### PROMPT
Keep only the lines where "components" appears.

### SOURCE EXCERPT
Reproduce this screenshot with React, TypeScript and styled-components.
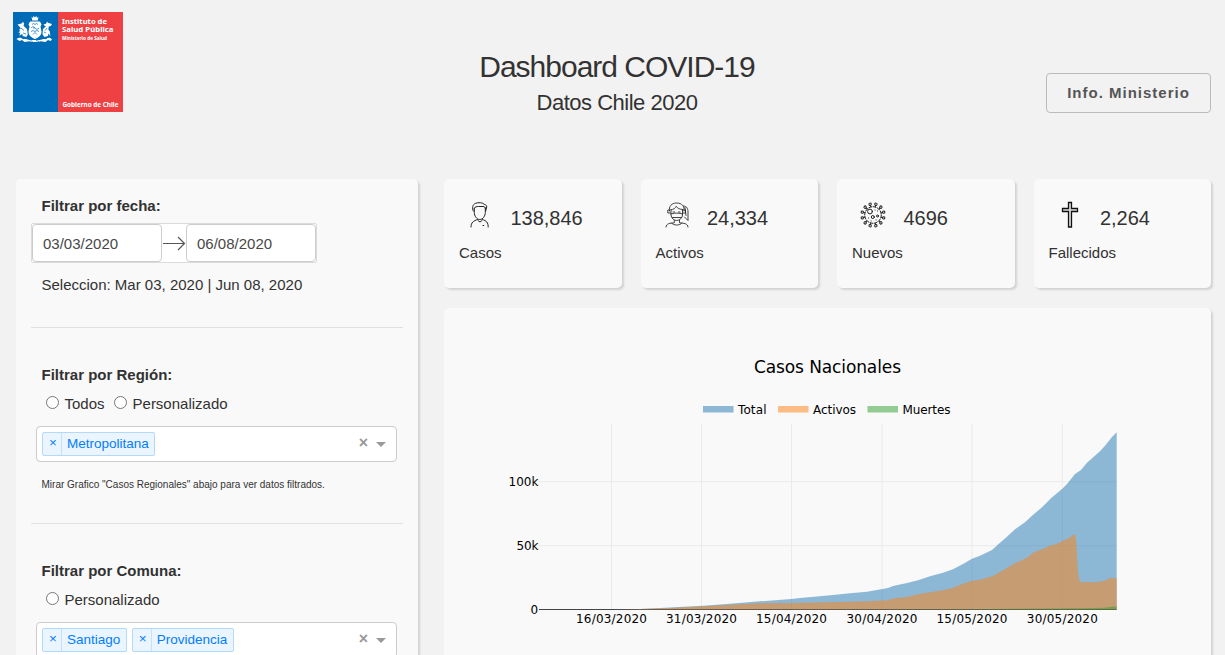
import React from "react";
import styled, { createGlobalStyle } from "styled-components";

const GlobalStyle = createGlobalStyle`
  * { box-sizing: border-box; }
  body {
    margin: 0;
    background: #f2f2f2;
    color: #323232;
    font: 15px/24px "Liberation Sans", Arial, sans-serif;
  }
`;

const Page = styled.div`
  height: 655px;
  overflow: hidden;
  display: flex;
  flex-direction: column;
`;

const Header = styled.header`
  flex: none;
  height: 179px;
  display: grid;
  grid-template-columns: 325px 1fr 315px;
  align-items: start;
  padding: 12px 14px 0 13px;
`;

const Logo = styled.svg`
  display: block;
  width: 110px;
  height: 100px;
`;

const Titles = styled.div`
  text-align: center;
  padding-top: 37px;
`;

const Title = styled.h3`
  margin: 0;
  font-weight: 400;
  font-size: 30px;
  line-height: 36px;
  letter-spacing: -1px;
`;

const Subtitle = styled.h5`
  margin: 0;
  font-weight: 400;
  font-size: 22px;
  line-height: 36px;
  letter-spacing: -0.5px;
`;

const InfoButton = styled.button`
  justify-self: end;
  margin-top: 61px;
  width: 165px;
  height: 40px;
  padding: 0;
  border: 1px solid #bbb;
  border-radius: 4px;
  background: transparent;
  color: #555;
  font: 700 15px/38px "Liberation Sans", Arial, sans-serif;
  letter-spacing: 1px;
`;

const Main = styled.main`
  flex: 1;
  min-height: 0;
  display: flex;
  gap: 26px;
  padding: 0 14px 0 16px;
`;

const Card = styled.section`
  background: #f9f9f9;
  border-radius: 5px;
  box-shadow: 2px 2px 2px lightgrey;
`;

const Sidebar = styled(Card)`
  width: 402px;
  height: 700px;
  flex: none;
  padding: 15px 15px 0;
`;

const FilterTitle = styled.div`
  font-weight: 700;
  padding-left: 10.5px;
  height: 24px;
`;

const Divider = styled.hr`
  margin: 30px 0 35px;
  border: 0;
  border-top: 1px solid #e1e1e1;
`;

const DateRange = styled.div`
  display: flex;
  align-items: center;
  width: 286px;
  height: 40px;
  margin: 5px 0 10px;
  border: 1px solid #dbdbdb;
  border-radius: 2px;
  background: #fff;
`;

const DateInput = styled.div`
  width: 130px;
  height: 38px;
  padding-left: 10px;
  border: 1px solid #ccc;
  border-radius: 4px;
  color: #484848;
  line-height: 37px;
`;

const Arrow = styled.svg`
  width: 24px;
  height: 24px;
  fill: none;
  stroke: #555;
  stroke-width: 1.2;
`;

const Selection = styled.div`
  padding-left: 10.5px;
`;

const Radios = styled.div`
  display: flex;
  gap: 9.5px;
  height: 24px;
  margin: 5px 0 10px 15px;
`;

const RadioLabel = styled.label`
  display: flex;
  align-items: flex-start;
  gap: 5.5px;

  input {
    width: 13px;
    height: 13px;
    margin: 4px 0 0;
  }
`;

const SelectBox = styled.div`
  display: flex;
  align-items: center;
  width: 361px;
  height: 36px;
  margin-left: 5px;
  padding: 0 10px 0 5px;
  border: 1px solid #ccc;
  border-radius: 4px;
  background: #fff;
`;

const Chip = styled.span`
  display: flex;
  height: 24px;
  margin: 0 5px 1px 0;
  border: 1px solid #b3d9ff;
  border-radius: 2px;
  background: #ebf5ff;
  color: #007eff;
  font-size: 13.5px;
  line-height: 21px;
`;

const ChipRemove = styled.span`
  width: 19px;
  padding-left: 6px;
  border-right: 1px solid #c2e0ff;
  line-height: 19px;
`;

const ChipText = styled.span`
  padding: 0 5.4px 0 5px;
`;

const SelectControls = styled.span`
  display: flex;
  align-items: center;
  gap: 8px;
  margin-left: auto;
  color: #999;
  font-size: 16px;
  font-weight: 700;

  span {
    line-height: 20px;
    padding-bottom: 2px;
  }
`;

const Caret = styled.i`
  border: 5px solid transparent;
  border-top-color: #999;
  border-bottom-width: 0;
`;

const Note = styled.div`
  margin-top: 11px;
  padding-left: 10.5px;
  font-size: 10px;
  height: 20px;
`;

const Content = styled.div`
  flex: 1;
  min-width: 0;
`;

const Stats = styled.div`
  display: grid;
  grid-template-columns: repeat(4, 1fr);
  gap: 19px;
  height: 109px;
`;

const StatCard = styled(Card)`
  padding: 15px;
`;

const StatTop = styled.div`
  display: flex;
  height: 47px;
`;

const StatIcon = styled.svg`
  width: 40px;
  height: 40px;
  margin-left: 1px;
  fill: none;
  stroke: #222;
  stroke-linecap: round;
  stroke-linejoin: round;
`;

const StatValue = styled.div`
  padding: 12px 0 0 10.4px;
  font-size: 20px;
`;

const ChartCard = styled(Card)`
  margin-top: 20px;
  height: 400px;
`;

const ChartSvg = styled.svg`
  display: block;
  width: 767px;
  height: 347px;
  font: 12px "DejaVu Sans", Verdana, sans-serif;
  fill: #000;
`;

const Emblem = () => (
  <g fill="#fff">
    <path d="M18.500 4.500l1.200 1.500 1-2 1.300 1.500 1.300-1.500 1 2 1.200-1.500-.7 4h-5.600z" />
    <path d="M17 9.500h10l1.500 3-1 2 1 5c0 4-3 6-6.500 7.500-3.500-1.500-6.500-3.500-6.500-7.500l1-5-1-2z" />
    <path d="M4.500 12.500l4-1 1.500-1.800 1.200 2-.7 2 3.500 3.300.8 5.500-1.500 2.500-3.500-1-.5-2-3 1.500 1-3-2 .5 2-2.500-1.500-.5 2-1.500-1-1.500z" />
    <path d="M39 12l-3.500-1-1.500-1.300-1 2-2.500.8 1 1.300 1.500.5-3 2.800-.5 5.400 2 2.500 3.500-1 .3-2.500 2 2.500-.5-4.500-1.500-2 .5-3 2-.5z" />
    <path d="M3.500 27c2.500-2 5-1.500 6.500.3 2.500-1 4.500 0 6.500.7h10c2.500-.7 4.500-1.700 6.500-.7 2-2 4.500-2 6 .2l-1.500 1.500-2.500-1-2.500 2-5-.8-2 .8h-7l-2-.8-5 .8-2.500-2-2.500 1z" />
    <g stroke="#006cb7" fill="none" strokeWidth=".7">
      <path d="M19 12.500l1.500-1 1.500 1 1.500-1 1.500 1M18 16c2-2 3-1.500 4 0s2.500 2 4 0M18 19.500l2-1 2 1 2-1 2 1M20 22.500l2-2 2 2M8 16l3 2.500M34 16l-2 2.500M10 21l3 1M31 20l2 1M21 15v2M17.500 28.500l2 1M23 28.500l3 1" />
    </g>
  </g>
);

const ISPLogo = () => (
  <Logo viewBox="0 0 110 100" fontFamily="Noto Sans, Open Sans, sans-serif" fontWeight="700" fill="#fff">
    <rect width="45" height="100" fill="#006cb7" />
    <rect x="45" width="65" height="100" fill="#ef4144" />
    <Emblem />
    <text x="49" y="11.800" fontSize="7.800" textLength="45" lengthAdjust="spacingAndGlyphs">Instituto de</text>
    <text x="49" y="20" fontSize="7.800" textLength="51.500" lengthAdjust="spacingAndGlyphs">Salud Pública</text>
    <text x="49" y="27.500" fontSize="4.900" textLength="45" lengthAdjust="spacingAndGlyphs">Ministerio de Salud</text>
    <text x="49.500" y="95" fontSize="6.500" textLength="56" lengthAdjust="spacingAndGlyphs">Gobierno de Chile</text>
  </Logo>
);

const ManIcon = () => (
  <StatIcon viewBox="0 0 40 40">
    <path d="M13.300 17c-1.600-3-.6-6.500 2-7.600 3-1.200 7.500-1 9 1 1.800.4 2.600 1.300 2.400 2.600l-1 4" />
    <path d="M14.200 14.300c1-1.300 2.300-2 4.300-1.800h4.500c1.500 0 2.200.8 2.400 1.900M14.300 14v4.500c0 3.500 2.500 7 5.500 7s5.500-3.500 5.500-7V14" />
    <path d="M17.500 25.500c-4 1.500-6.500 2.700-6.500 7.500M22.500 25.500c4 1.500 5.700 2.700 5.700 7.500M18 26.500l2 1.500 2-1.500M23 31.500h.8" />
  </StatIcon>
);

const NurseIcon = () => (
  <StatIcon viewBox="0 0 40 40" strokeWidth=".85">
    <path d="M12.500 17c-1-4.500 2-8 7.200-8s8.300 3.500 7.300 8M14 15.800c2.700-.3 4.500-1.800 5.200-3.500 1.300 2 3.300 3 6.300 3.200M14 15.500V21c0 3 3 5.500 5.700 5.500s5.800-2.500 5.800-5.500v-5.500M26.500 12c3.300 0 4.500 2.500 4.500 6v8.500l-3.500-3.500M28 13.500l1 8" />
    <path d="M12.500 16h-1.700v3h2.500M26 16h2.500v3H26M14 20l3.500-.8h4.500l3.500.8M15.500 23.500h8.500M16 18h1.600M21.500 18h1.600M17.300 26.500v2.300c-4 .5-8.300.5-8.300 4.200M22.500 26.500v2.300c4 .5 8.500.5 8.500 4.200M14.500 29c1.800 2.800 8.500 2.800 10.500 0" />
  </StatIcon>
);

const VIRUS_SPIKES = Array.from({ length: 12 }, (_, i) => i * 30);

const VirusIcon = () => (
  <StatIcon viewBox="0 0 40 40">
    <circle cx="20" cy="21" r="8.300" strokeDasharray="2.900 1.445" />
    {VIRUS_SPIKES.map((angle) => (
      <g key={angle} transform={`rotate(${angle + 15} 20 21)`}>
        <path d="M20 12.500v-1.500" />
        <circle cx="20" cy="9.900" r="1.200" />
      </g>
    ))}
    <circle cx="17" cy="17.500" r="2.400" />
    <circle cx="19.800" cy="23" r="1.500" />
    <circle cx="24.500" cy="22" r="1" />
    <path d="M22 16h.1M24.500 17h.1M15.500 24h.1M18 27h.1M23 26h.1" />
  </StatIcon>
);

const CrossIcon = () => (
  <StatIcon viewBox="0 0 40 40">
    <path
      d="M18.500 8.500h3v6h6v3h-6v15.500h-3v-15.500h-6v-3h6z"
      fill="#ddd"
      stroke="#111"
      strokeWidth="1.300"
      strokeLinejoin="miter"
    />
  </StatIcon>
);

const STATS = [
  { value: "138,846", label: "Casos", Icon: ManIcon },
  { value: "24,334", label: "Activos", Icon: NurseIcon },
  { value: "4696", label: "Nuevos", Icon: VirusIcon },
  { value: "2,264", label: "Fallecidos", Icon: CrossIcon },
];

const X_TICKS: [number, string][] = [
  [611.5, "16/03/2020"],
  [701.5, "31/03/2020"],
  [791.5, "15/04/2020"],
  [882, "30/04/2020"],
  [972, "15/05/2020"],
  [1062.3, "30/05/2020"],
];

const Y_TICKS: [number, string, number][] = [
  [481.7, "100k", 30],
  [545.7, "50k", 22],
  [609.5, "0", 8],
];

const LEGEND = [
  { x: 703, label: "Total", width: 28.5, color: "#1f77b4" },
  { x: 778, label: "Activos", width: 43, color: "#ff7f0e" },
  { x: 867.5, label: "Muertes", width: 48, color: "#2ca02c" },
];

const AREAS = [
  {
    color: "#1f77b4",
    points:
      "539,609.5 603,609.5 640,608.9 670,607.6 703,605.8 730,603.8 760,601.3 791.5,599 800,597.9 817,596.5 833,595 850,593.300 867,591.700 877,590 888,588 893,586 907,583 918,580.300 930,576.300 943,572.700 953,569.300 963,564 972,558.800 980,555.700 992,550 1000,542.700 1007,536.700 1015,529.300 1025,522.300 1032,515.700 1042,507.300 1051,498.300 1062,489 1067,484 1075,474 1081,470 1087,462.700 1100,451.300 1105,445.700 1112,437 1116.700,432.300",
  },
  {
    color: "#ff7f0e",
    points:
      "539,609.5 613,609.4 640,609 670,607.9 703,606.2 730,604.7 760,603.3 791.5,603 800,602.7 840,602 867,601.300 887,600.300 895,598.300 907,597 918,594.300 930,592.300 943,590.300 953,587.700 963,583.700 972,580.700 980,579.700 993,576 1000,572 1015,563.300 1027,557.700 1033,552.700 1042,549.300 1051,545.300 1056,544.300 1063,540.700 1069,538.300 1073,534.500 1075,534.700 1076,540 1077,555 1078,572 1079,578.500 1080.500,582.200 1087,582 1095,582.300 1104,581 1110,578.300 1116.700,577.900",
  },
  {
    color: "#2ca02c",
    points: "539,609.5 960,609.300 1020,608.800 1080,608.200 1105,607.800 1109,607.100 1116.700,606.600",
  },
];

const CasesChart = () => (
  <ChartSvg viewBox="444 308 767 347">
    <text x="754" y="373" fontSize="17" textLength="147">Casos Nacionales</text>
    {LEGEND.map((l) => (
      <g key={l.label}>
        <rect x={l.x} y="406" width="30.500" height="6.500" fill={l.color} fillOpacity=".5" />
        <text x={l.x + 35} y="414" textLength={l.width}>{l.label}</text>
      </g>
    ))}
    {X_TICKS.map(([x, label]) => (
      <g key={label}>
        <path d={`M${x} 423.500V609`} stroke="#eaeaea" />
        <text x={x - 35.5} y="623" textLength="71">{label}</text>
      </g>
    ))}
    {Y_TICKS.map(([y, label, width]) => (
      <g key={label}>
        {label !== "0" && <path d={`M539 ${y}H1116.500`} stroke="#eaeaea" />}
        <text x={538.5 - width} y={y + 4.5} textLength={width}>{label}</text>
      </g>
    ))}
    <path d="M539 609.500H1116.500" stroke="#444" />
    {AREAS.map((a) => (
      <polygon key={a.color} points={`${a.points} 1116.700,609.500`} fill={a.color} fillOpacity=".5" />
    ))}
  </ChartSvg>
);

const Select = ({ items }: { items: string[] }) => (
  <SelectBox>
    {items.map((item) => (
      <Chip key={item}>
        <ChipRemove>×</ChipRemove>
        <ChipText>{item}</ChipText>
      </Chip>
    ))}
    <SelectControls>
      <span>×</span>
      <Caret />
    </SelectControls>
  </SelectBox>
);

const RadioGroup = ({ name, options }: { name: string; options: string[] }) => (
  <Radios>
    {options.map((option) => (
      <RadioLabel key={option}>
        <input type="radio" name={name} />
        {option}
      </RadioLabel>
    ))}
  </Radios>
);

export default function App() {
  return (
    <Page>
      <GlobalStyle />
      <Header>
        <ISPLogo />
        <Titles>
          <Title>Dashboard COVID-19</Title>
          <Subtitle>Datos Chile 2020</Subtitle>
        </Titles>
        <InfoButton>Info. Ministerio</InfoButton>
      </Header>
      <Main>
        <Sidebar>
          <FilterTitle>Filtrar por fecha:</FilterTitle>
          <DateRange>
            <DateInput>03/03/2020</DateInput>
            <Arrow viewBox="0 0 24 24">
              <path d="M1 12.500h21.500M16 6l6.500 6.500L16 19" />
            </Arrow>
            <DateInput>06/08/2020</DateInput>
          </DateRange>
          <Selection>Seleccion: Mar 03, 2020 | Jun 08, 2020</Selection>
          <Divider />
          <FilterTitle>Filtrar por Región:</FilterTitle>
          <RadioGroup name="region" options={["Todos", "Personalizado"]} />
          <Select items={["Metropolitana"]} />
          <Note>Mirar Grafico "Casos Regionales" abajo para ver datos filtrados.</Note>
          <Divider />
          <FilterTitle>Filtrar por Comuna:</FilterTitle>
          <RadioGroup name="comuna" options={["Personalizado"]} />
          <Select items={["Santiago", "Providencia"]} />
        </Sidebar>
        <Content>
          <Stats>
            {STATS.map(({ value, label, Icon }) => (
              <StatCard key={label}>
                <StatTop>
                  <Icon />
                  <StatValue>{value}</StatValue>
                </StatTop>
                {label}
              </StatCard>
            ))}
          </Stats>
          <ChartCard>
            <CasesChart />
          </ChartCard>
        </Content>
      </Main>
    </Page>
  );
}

### CORRECT RESPONSE
Reproduce this screenshot with React, TypeScript and styled-components.
import styled, { createGlobalStyle } from "styled-components";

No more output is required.